Amazon MSK Serverless is a capability that allows you to run Apache Kafka on MSK without managing the capacity. MSK automatically provisions resources and scales compute and storage based on your needs. You only need to define your topics and partitions.
How does Amazon MSK Serverless handle security?
Amazon MSK Serverless uses IAM Access Control for all clusters, providing a simple and integrated way to manage access to your Kafka resources.
What are the key differences between Kinesis Data Streams and Amazon MSK?
- Kinesis Data Streams: 1 MB message size limit, data streams with shards, shard splitting & merging, TLS in-flight encryption, KMS at-rest encryption, IAM policies for AuthN/AuthZ.
- Amazon MSK: 1 MB default message size (configurable for higher), Kafka topics with partitions, can only add partitions to a topic, PLAINTEXT or TLS in-flight encryption, KMS at-rest encryption, Mutual TLS (AuthN) + Kafka ACLs (AuthZ), SASL/SCRAM (AuthN) + Kafka ACLs (AuthZ), IAM Access Control (AuthN + AuthZ).
What are the pricing models for Amazon MSK and Amazon MSK Serverless?
- Amazon MSK: You pay for the broker instance hours and the EBS storage used.
- Amazon MSK Serverless: You pay an hourly rate per cluster, an hourly rate per partition, and a monthly rate per GB of storage and data transfer.
When should you choose Amazon MSK over Kinesis Data Streams?

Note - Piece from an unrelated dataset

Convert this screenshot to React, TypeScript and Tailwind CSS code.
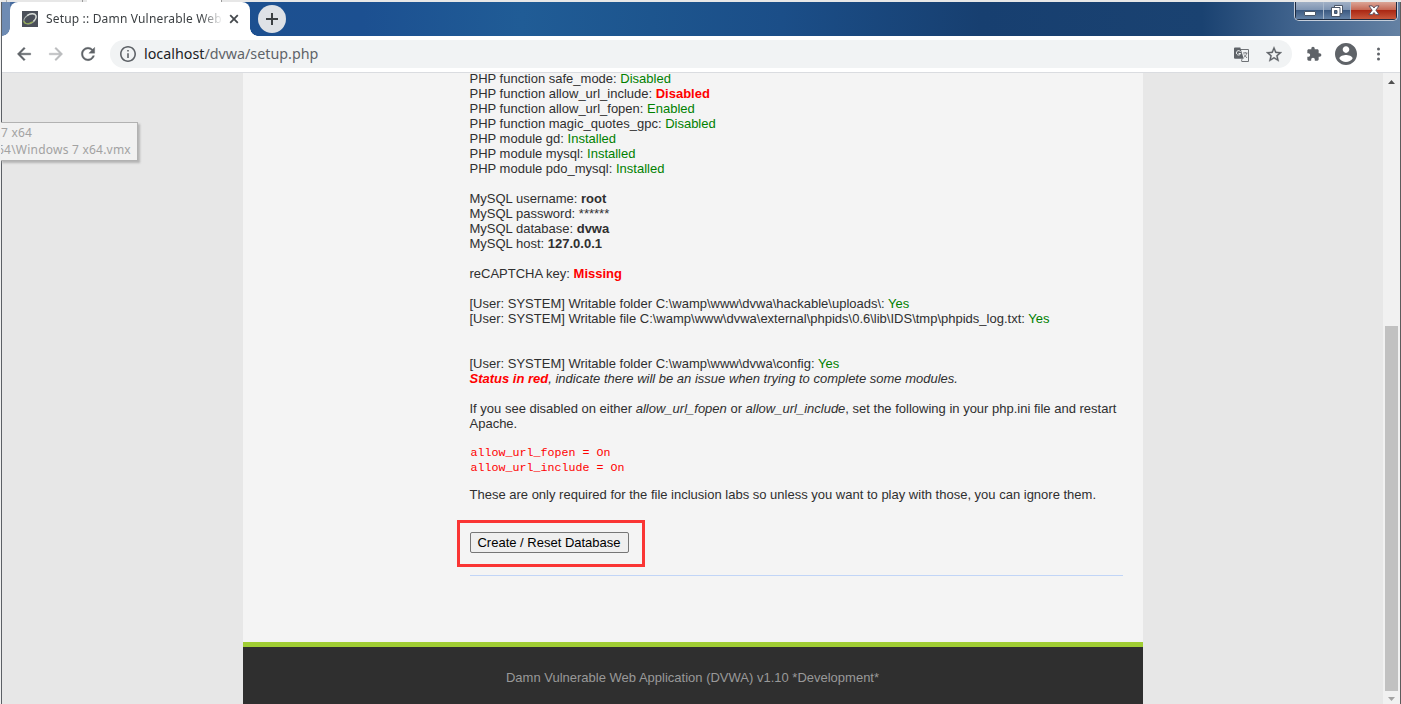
import type { ReactNode } from 'react';

type CheckProps = {
  label: string;
  value: string;
  bad?: boolean;
};

const phpChecks: CheckProps[] = [
  { label: 'PHP function safe_mode', value: 'Disabled' },
  { label: 'PHP function allow_url_include', value: 'Disabled', bad: true },
  { label: 'PHP function allow_url_fopen', value: 'Enabled' },
  { label: 'PHP function magic_quotes_gpc', value: 'Disabled' },
  { label: 'PHP module gd', value: 'Installed' },
  { label: 'PHP module mysql', value: 'Installed' },
  { label: 'PHP module pdo_mysql', value: 'Installed' }
];

const mysqlSettings = [
  { label: 'MySQL username', value: 'root' },
  { label: 'MySQL password', value: '******', plain: true },
  { label: 'MySQL database', value: 'dvwa' },
  { label: 'MySQL host', value: '127.0.0.1' }
];

function Check({ label, value, bad }: CheckProps) {
  return (
    <div>
      {label}: <span className={bad ? 'font-bold text-[#ff0000]' : 'text-[#008000]'}>{value}</span>
    </div>
  );
}

function Block({ children }: { children: ReactNode }) {
  return <div className="mb-[15px]">{children}</div>;
}

function WindowButtons() {
  return (
    <div className="mr-[2px] flex h-[19px] w-[104px] overflow-hidden rounded-b-[5px] border border-t-0 border-[#c5cedb] bg-[#1c2a40] p-px pt-0">
      <div className="flex w-[28px] items-center justify-center border-r border-[#a9b8cb] bg-[linear-gradient(180deg,#a0b0c6_0%,#7f95b3_45%,#3c5a82_50%,#6482a6_100%)]">
        <svg width="12" height="5" viewBox="0 0 12 5" className="mt-[5px]">
          <rect x="0.5" y="0.5" width="11" height="4" rx="0.5" fill="#fff" stroke="#4b5769" />
        </svg>
      </div>
      <div className="flex w-[27px] items-center justify-center border-r border-[#a9b8cb] bg-[linear-gradient(180deg,#a0b0c6_0%,#7f95b3_45%,#3c5a82_50%,#6482a6_100%)]">
        <svg width="12" height="12" viewBox="0 0 12 12">
          <path d="M3.5.5h8v8h-8z" fill="#fff" stroke="#4b5769" />
          <path d="M.5 2.5h8.500v9H.5z" fill="#fff" stroke="#4b5769" />
          <path d="M3.500 5.500h2.500v3H3.500z" fill="#4b6a93" stroke="#4b5769" />
        </svg>
      </div>
      <div className="flex flex-1 items-center justify-center bg-[linear-gradient(180deg,#dba596_0%,#c66a56_45%,#ab2814_50%,#c8583c_100%)]">
        <svg width="12" height="11" viewBox="0 0 13 12">
          <path d="M1 1h3.6l1.9 2.3L8.4 1H12L8.5 5.7 12 10.5H8.400L6.500 8.200l-1.900 2.300H1l3.500-4.800z" fill="#fff" stroke="#53495a" />
        </svg>
      </div>
    </div>
  );
}

function TabStrip() {
  return (
    <div className="flex h-[34px] bg-[linear-gradient(90deg,#6e8bb3_0px,#1c4a88_20px,#1d5090_260px,#1c5091_360px,#205c96_520px,#1d558e_650px,#1b4e88_780px,#173f70_980px,#1a4271_1200px,#3f628c_1290px,#6481a3_1398px)]">
      <div className="w-2 bg-[#6e8bb3]" />
      <div className="relative flex h-[34px] w-[240px] items-center rounded-t-[8px] bg-white pl-3">
        <div className="absolute bottom-0 -left-2 size-2 bg-[radial-gradient(circle_at_0_0,transparent_7.5px,white_8px)]" />
        <div className="absolute -right-2 bottom-0 size-2 bg-[radial-gradient(circle_at_100%_0,transparent_7.5px,white_8px)]" />
        <svg width="16" height="16" viewBox="0 0 16 16" className="shrink-0">
          <rect width="16" height="16" fill="#4b5059" />
          <ellipse cx="8" cy="8" rx="6.6" ry="4.3" transform="rotate(-28 8 8)" fill="none" stroke="#a9b0ac" strokeWidth="1" />
          <path d="M5 4.400C8.500 2 13 2 14 4.500c.6 1.800-.8 4-2.600 5.700" fill="none" stroke="#dfe3df" strokeWidth="1.200" />
          <path d="M1.800 10c.4 3.400 5.400 3.600 9 .8" fill="none" stroke="#93ab52" strokeWidth="1.200" />
        </svg>
        <div className="ml-2 w-[175px] overflow-hidden font-['Noto_Sans','Open_Sans',sans-serif] text-[12px] leading-[20px] tracking-[0.17px] whitespace-nowrap text-[#3c4043] mask-[linear-gradient(90deg,black_155px,transparent_177px)]">
          Setup :: Damn Vulnerable Web
        </div>
        <svg width="10" height="10" viewBox="0 0 10 10" className="ml-2">
          <path d="M1.200 1.200l7.600 7.600M8.800 1.200L1.200 8.800" stroke="#45494d" strokeWidth="1.800" />
        </svg>
      </div>
      <div className="mt-[3px] ml-2 flex size-7 items-center justify-center rounded-full bg-[#dee1e6]">
        <svg width="12" height="12" viewBox="0 0 12 12">
          <path d="M6 0v12M0 6h12" stroke="#3c4043" strokeWidth="2" />
        </svg>
      </div>
      <div className="flex-1" />
      <WindowButtons />
    </div>
  );
}

function Toolbar() {
  return (
    <div className="flex h-[37px] items-center border-b border-[#dadce0] bg-white pl-3">
      <svg width="20" height="20" viewBox="0 0 24 24" fill="#5f6368" stroke="#5f6368" strokeWidth=".5">
        <path d="M20 11H7.830l5.590-5.590L12 4l-8 8 8 8 1.410-1.410L7.830 13H20v-2z" />
      </svg>
      <svg width="20" height="20" viewBox="0 0 24 24" fill="#babcbe" stroke="#babcbe" strokeWidth=".5" className="ml-3">
        <path d="M12 4l-1.410 1.410L16.170 11H4v2h12.170l-5.580 5.590L12 20l8-8z" />
      </svg>
      <svg width="20" height="20" viewBox="0 0 24 24" fill="#5f6368" stroke="#5f6368" strokeWidth=".4" className="ml-3">
        <path d="M17.650 6.350C16.200 4.900 14.210 4 12 4c-4.420 0-7.990 3.580-7.990 8s3.570 8 7.990 8c3.730 0 6.840-2.550 7.730-6h-2.080c-.82 2.330-3.040 4-5.650 4-3.310 0-6-2.690-6-6s2.690-6 6-6c1.660 0 3.140.69 4.220 1.780L13 11h7V4l-2.350 2.350z" />
      </svg>
      <div className="ml-[12px] flex h-7 w-[1182px] items-center rounded-full bg-[#f1f3f4] pl-[10px]">
        <svg width="16" height="16" viewBox="2 2 20 20" fill="#5f6368">
          <path d="M11 7h2v2h-2zm0 4h2v6h-2zm1-9C6.480 2 2 6.480 2 12s4.480 10 10 10 10-4.480 10-10S17.520 2 12 2zm0 18c-4.410 0-8-3.590-8-8s3.590-8 8-8 8 3.590 8 8-3.590 8-8 8z" />
        </svg>
        <div className="ml-2 flex-1 font-['Noto_Sans','Open_Sans',sans-serif] text-[14.300px] leading-[20px] text-[#5f6368]">
          <span className="text-[#202124]">localhost</span>/dvwa/setup.php
        </div>
        <svg width="15" height="15" viewBox="0 0 15 15" className="mr-[17px]">
          <path d="M6 2.500h8.500v12H7.500" fill="#f1f3f4" stroke="#6f7276" />
          <path d="M1 .5h5.300L9.700 11.700H1a1 1 0 0 1-1-1V1.500a1 1 0 0 1 1-1z" fill="#5f6368" />
          <path d="M6.500 4.700a2.200 2.200 0 1 0 .2 1.800H4.600" fill="none" stroke="#f1f3f4" />
          <path d="M9 6h4.500M11.200 5v1M12.700 6c-.3 2-1.500 3.500-3 4.300M10 7.500l3 3.500M8 12l-.5 2" fill="none" stroke="#6f7276" strokeWidth=".9" />
        </svg>
        <svg width="16" height="16" viewBox="2 1.500 20 20" fill="#5f6368" stroke="#5f6368" strokeWidth=".3" className="mr-[10px]">
          <path d="M22 9.240l-7.190-.62L12 2 9.190 8.630 2 9.240l5.460 4.730L5.820 21 12 17.270 18.180 21l-1.630-7.030L22 9.240zM12 15.400l-3.760 2.270 1-4.280-3.320-2.880 4.380-.38L12 6.100l1.710 4.040 4.380.38-3.320 2.880 1 4.280L12 15.400z" />
        </svg>
      </div>
      <svg width="16" height="16" viewBox="0 0 24 24" fill="#5f6368" className="ml-[14px]">
        <path d="M20.500 11H19V7c0-1.100-.9-2-2-2h-4V3.500C13 2.120 11.880 1 10.500 1S8 2.120 8 3.500V5H4c-1.100 0-1.990.9-1.990 2v3.800H3.500c1.490 0 2.700 1.210 2.700 2.700s-1.210 2.700-2.700 2.700H2V20c0 1.100.9 2 2 2h3.800v-1.500c0-1.490 1.210-2.700 2.700-2.700 1.490 0 2.700 1.210 2.700 2.700V22H17c1.100 0 2-.9 2-2v-4h1.500c1.380 0 2.500-1.120 2.500-2.500S21.880 11 20.500 11z" />
      </svg>
      <svg width="22" height="22" viewBox="2 2 20 20" fill="#5f6368" className="ml-[13px]">
        <path d="M12 2C6.480 2 2 6.480 2 12s4.480 10 10 10 10-4.480 10-10S17.520 2 12 2zm0 3c1.660 0 3 1.340 3 3s-1.340 3-3 3-3-1.340-3-3 1.340-3 3-3zm0 14.200c-2.500 0-4.710-1.280-6-3.220.03-1.990 4-3.080 6-3.080 1.990 0 5.970 1.090 6 3.080-1.290 1.940-3.500 3.220-6 3.220z" />
      </svg>
      <svg width="4" height="14" viewBox="0 0 4 14" fill="#5f6368" className="ml-[19px]">
        <circle cx="2.500" cy="2" r="1.500" />
        <circle cx="2.500" cy="7" r="1.500" />
        <circle cx="2.500" cy="12" r="1.500" />
      </svg>
    </div>
  );
}

function SetupContent() {
  return (
    <div className="-mt-[2px] pl-[227px] text-[13px] leading-[15px] text-[#2f2f2f]">
      <Block>
        {phpChecks.map(c => (
          <Check key={c.label} {...c} />
        ))}
      </Block>
      <Block>
        {mysqlSettings.map(s => (
          <div key={s.label}>
            {s.label}: <span className={s.plain ? '' : 'font-bold'}>{s.value}</span>
          </div>
        ))}
      </Block>
      <Block>
        <Check label="reCAPTCHA key" value="Missing" bad />
      </Block>
      <div className="mb-[30px]">
        <Check label="[User: SYSTEM] Writable folder C:\wamp\www\dvwa\hackable\uploads\" value="Yes" />
        <Check label="[User: SYSTEM] Writable file C:\wamp\www\dvwa\external\phpids\0.6\lib\IDS\tmp\phpids_log.txt" value="Yes" />
      </div>
      <Block>
        <Check label="[User: SYSTEM] Writable folder C:\wamp\www\dvwa\config" value="Yes" />
        <div className="italic">
          <span className="font-bold text-[#ff0000]">Status in red</span>, indicate there will be an issue when trying to complete some modules.
        </div>
      </Block>
      <div className="w-[653px]">
        If you see disabled on either <i>allow_url_fopen</i> or <i>allow_url_include</i>, set the following in your php.ini file and restart Apache.
      </div>
      <pre className="mt-[15px] pl-px font-['Liberation_Mono',monospace] text-[11.660px] leading-[15px] text-[#ff0000]">
        {'allow_url_fopen = On\nallow_url_include = On'}
      </pre>
      <p className="mt-[11px]">These are only required for the file inclusion labs so unless you want to play with those, you can ignore them.</p>
      <div className="mt-[18px] -ml-[13px] h-[47px] w-[188px] border-3 border-[#fa3534] pt-[9px] pl-[10px]">
        <button className="h-[21px] w-[159px] rounded-[2px] border border-[#767676] bg-[#efefef] text-[13px] leading-[15px] whitespace-nowrap text-black">
          Create / Reset Database
        </button>
      </div>
      <div className="mt-2 h-px w-[653px] bg-[#c1d5f7]" />
    </div>
  );
}

function Scrollbar() {
  return (
    <div className="flex w-[17px] flex-col items-center bg-[#f1f1f1]">
      <svg width="7" height="4" viewBox="0 0 7 4" className="mt-[7px]">
        <path d="M0 4L3.500 0 7 4z" fill="#505050" />
      </svg>
      <div className="mt-[242px] h-[365px] w-[13px] bg-[#c1c1c1]" />
      <svg width="7" height="4" viewBox="0 0 7 4" className="mt-[6px]">
        <path d="M0 0h7L3.500 4z" fill="#a3a3a3" />
      </svg>
    </div>
  );
}

export default function App() {
  return (
    <div className="relative h-[704px] w-[1401px] overflow-hidden border-l border-[#f0f0f0] bg-[#e7e7e7] font-['Liberation_Sans',Arial,sans-serif]">
      <div className="flex h-[2px] bg-[#e7e7e7]">
        <div className="ml-[5px] w-px bg-[#b0b0b0]" />
        <div className="ml-[75px] w-px bg-[#9a9a9a]" />
        <div className="ml-[4px] w-[134px] bg-white" />
        <div className="w-px bg-[#9a9a9a]" />
      </div>
      <div className="flex h-[702px] flex-col border-x border-r-[#5c5c5c] border-l-[#5c6066]">
        <TabStrip />
        <Toolbar />
        <div className="flex min-h-0 flex-1">
          <div className="flex min-w-0 flex-1 justify-center">
            <div className="flex w-[900px] flex-col overflow-hidden bg-[#f4f4f4]">
              <SetupContent />
              <div className="mt-auto h-[62px] shrink-0 border-t-5 border-[#a0cd33] bg-[#2f2f2f] pt-[23px] text-center text-[13px] leading-[15px] text-[#999999]">
                Damn Vulnerable Web Application (DVWA) v1.10 *Development*
              </div>
            </div>
          </div>
          <Scrollbar />
        </div>
      </div>
      {/* faded host tooltip over the left edge of the window */}
      <div className="absolute top-[122px] -left-px h-[39px] w-[138px] overflow-hidden border border-l-0 border-[#b2b2b2] bg-[#f1f1f1] pt-px font-['Noto_Sans','Open_Sans',sans-serif] text-[12px] leading-[17px] tracking-[0.22px] whitespace-nowrap text-[#a2a2a2] shadow-[2px_2px_2px_#b4b4b4]">
        <div className="pl-px">7 x64</div>
        <div className="-ml-[3px]">64\Windows 7 x64.vmx</div>
      </div>
    </div>
  );
}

Choose Amazon MSK when you need:
- Full compatibility with Apache Kafka.
- More control over your Kafka configurations.
- Support for larger message sizes.
- A wider range of authentication and authorization mechanisms.
When should you choose Kinesis Data Streams over Amazon MSK?
Choose Kinesis Data Streams when you need:
- A simpler, fully managed service with fewer configuration options.
- Integration with other AWS services like Kinesis Data Analytics and Kinesis Data Firehose.
- A cost-effective solution for streaming data at a smaller scale.